Alentado por el favor del público y de la crítica, Buero creó una vasta producción dramática, que le mantuvo presente muchos años en las carteleras de los teatros nacionales, gozando de un éxito abrumador.

Dispuesto siempre a evolucionar, Buero experimentó diversas novedades escénicas que elevaron el tono del teatro contemporáneo en lengua castellana. De un modo especial es visible este interés en la que, quizás, es su obra más ambiciosa y más lograda, que constituyó uno de los éxitos más importantes de su carrera. Nos referimos a El tragaluz (1967) . En ella muestra, mediante una permanente dialéctica entre vencedores y vencidos, las nefastas consecuencias de una estúpida guerra fratricida. En cualquier caso, sus manifiestas inquietudes experimentales no le apartan, en una práctica evidente de coherencia y fidelidad a sus principios éticos y humanistas, de ejercer una crítica valiente frente a los múltiples problemas que ofrece la sociedad española.
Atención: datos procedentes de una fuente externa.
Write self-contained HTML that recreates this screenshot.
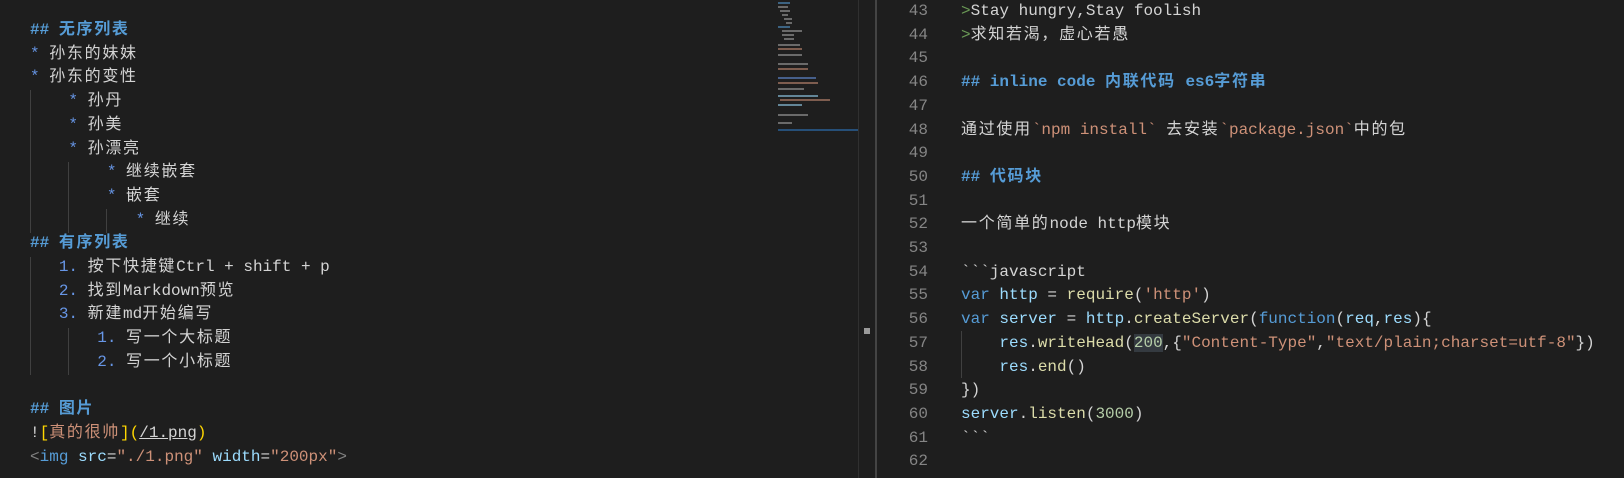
<!DOCTYPE html>
<html><head><meta charset="utf-8"><style>
html,body{margin:0;padding:0;background:#1e1e1e;width:1624px;height:478px;overflow:hidden}
body{position:relative;font-family:"Liberation Mono","Noto Sans CJK SC",monospace;font-size:16px;color:#d4d4d4}
.l{position:absolute;white-space:pre;height:24px;line-height:24px}
i{font-style:normal;letter-spacing:1.7px}
.h{color:#569cd6;font-weight:bold}
.b{color:#6796e6}
.s{color:#ce9178}
.k{color:#569cd6}
.v{color:#9cdcfe}
.f{color:#dcdcaa}
.n{color:#b5cea8}
.g{color:#808080}
.y{color:#ffd700}
.q{color:#6a9955}
.ln{position:absolute;left:880px;width:48px;text-align:right;color:#858585;line-height:24px;height:24px}
.gd{position:absolute;width:1px;background:#404040}
.mm{position:absolute;height:2px;opacity:.55}
</style></head><body>
<div class="gd" style="left:30px;top:90px;height:143px"></div>
<div class="gd" style="left:68px;top:162px;height:71px"></div>
<div class="gd" style="left:106px;top:209px;height:24px"></div>
<div class="gd" style="left:30px;top:257px;height:118px"></div>
<div class="gd" style="left:68px;top:328px;height:47px"></div>

<div class="l" style="left:30px;top:18px"><span class="h">## <i>无序列表</i></span></div>
<div class="l" style="left:30px;top:41.7px"><span class="b">*</span> <i>孙东的妹妹</i></div>
<div class="l" style="left:30px;top:65.4px"><span class="b">*</span> <i>孙东的变性</i></div>
<div class="l" style="left:30px;top:89.1px">    <span class="b">*</span> <i>孙丹</i></div>
<div class="l" style="left:30px;top:112.8px">    <span class="b">*</span> <i>孙美</i></div>
<div class="l" style="left:30px;top:136.5px">    <span class="b">*</span> <i>孙漂亮</i></div>
<div class="l" style="left:30px;top:160.2px">        <span class="b">*</span> <i>继续嵌套</i></div>
<div class="l" style="left:30px;top:183.9px">        <span class="b">*</span> <i>嵌套</i></div>
<div class="l" style="left:30px;top:207.6px">           <span class="b">*</span> <i>继续</i></div>
<div class="l" style="left:30px;top:231.3px"><span class="h">## <i>有序列表</i></span></div>
<div class="l" style="left:30px;top:255px">   <span class="b">1.</span> <i>按下快捷键</i>Ctrl + shift + p</div>
<div class="l" style="left:30px;top:278.7px">   <span class="b">2.</span> <i>找到</i>Markdown<i>预览</i></div>
<div class="l" style="left:30px;top:302.4px">   <span class="b">3.</span> <i>新建</i>md<i>开始编写</i></div>
<div class="l" style="left:30px;top:326.1px">       <span class="b">1.</span> <i>写一个大标题</i></div>
<div class="l" style="left:30px;top:349.8px">       <span class="b">2.</span> <i>写一个小标题</i></div>
<div class="l" style="left:30px;top:397.2px"><span class="h">## <i>图片</i></span></div>
<div class="l" style="left:30px;top:420.9px">!<span class="y">[</span><span class="s"><i>真的很帅</i></span><span class="y">](</span><span style="text-decoration:underline">/1.png</span><span class="y">)</span></div>
<div class="l" style="left:30px;top:444.6px"><span class="g">&lt;</span><span class="k">img</span> <span class="v">src</span>=<span class="s">"./1.png"</span> <span class="v">width</span>=<span class="s">"200px"</span><span class="g">&gt;</span></div>

<div class="mm" style="left:778px;top:2px;width:12px;background:#569cd6"></div>
<div class="mm" style="left:778px;top:6px;width:10px;background:#aaa"></div>
<div class="mm" style="left:780px;top:10px;width:10px;background:#aaa"></div>
<div class="mm" style="left:782px;top:14px;width:6px;background:#aaa"></div>
<div class="mm" style="left:784px;top:18px;width:8px;background:#aaa"></div>
<div class="mm" style="left:786px;top:22px;width:6px;background:#aaa"></div>
<div class="mm" style="left:778px;top:26px;width:12px;background:#569cd6"></div>
<div class="mm" style="left:782px;top:30px;width:20px;background:#aaa"></div>
<div class="mm" style="left:782px;top:34px;width:12px;background:#aaa"></div>
<div class="mm" style="left:784px;top:38px;width:10px;background:#aaa"></div>
<div class="mm" style="left:778px;top:44px;width:22px;background:#aaa"></div>
<div class="mm" style="left:778px;top:48px;width:24px;background:#ce9178"></div>
<div class="mm" style="left:778px;top:54px;width:24px;background:#aaa"></div>
<div class="mm" style="left:778px;top:63px;width:30px;background:#aaa"></div>
<div class="mm" style="left:778px;top:68px;width:30px;background:#ce9178"></div>
<div class="mm" style="left:778px;top:77px;width:38px;background:#6796e6"></div>
<div class="mm" style="left:778px;top:82px;width:40px;background:#ce9178"></div>
<div class="mm" style="left:778px;top:88px;width:26px;background:#aaa"></div>
<div class="mm" style="left:778px;top:95px;width:40px;background:#9cdcfe"></div>
<div class="mm" style="left:780px;top:99px;width:50px;background:#ce9178"></div>
<div class="mm" style="left:778px;top:104px;width:24px;background:#9cdcfe"></div>
<div class="mm" style="left:778px;top:114px;width:30px;background:#aaa"></div>
<div class="mm" style="left:778px;top:122px;width:14px;background:#aaa"></div>
<div style="position:absolute;left:778px;top:129px;width:80px;height:2px;background:#264f78"></div>

<div style="position:absolute;left:858px;top:0;width:1px;height:478px;background:#303030"></div>
<div style="position:absolute;left:864px;top:328px;width:6px;height:6px;background:#9a9a9a"></div>
<div style="position:absolute;left:875px;top:0;width:2px;height:478px;background:#444"></div>

<div class="gd" style="left:961px;top:331px;height:47px"></div>
<div class="ln" style="top:-1px">43</div>
<div class="ln" style="top:22.7px">44</div>
<div class="ln" style="top:46.4px">45</div>
<div class="ln" style="top:70.1px">46</div>
<div class="ln" style="top:93.8px">47</div>
<div class="ln" style="top:117.5px">48</div>
<div class="ln" style="top:141.2px">49</div>
<div class="ln" style="top:164.9px">50</div>
<div class="ln" style="top:188.6px">51</div>
<div class="ln" style="top:212.3px">52</div>
<div class="ln" style="top:236px">53</div>
<div class="ln" style="top:259.7px">54</div>
<div class="ln" style="top:283.4px">55</div>
<div class="ln" style="top:307.1px">56</div>
<div class="ln" style="top:330.8px">57</div>
<div class="ln" style="top:354.5px">58</div>
<div class="ln" style="top:378.2px">59</div>
<div class="ln" style="top:401.9px">60</div>
<div class="ln" style="top:425.6px">61</div>
<div class="ln" style="top:449.3px">62</div>

<div class="l" style="left:961px;top:-1px"><span class="q">&gt;</span>Stay hungry,Stay foolish</div>
<div class="l" style="left:961px;top:22.7px"><span class="q">&gt;</span><i>求知若渴，虚心若愚</i></div>
<div class="l" style="left:961px;top:70.1px"><span class="h">## inline code <i>内联代码</i> es6<i>字符串</i></span></div>
<div class="l" style="left:961px;top:117.5px"><i>通过使用</i><span class="s">&#96;npm install&#96;</span> <i>去安装</i><span class="s">&#96;package.json&#96;</span><i>中的包</i></div>
<div class="l" style="left:961px;top:164.9px"><span class="h">## <i>代码块</i></span></div>
<div class="l" style="left:961px;top:212.3px"><i>一个简单的</i>node http<i>模块</i></div>
<div class="l" style="left:961px;top:259.7px">&#96;&#96;&#96;javascript</div>
<div class="l" style="left:961px;top:283.4px"><span class="k">var</span> <span class="v">http</span> = <span class="f">require</span>(<span class="s">'http'</span>)</div>
<div class="l" style="left:961px;top:307.1px"><span class="k">var</span> <span class="v">server</span> = <span class="v">http</span>.<span class="f">createServer</span>(<span class="k">function</span>(<span class="v">req</span>,<span class="v">res</span>){</div>
<div class="l" style="left:961px;top:330.8px">    <span class="v">res</span>.<span class="f">writeHead</span>(<span class="n" style="background:#343a40">200</span>,{<span class="s">"Content-Type"</span>,<span class="s">"text/plain;charset=utf-8"</span>})</div>
<div class="l" style="left:961px;top:354.5px">    <span class="v">res</span>.<span class="f">end</span>()</div>
<div class="l" style="left:961px;top:378.2px">})</div>
<div class="l" style="left:961px;top:401.9px"><span class="v">server</span>.<span class="f">listen</span>(<span class="n">3000</span>)</div>
<div class="l" style="left:961px;top:425.6px">&#96;&#96;&#96;</div>
</body></html>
Así lo podemos comprobar en La doble historia del doctor Valmy (1970), que trata el tema de la tortura y la crueldad de los torturadores, obra que no pudo estrenarse en España hasta el advenimiento de la transición democrática; en La fundación (1974), en la que afronta decididamente la problemática de la represión carcelaria o Caimán (1981), en la que nos sumerge en el sórdido mundo del tráfico de drogas.Aunque , quizás, sobrevalorado, en algún momento, por público y crítica, Buero Vallejo es, sin duda, una de las voces más autorizadas y dignas y su obra una de las más relevantes de la dramaturgia castellana de la segunda mitad del pasado siglo.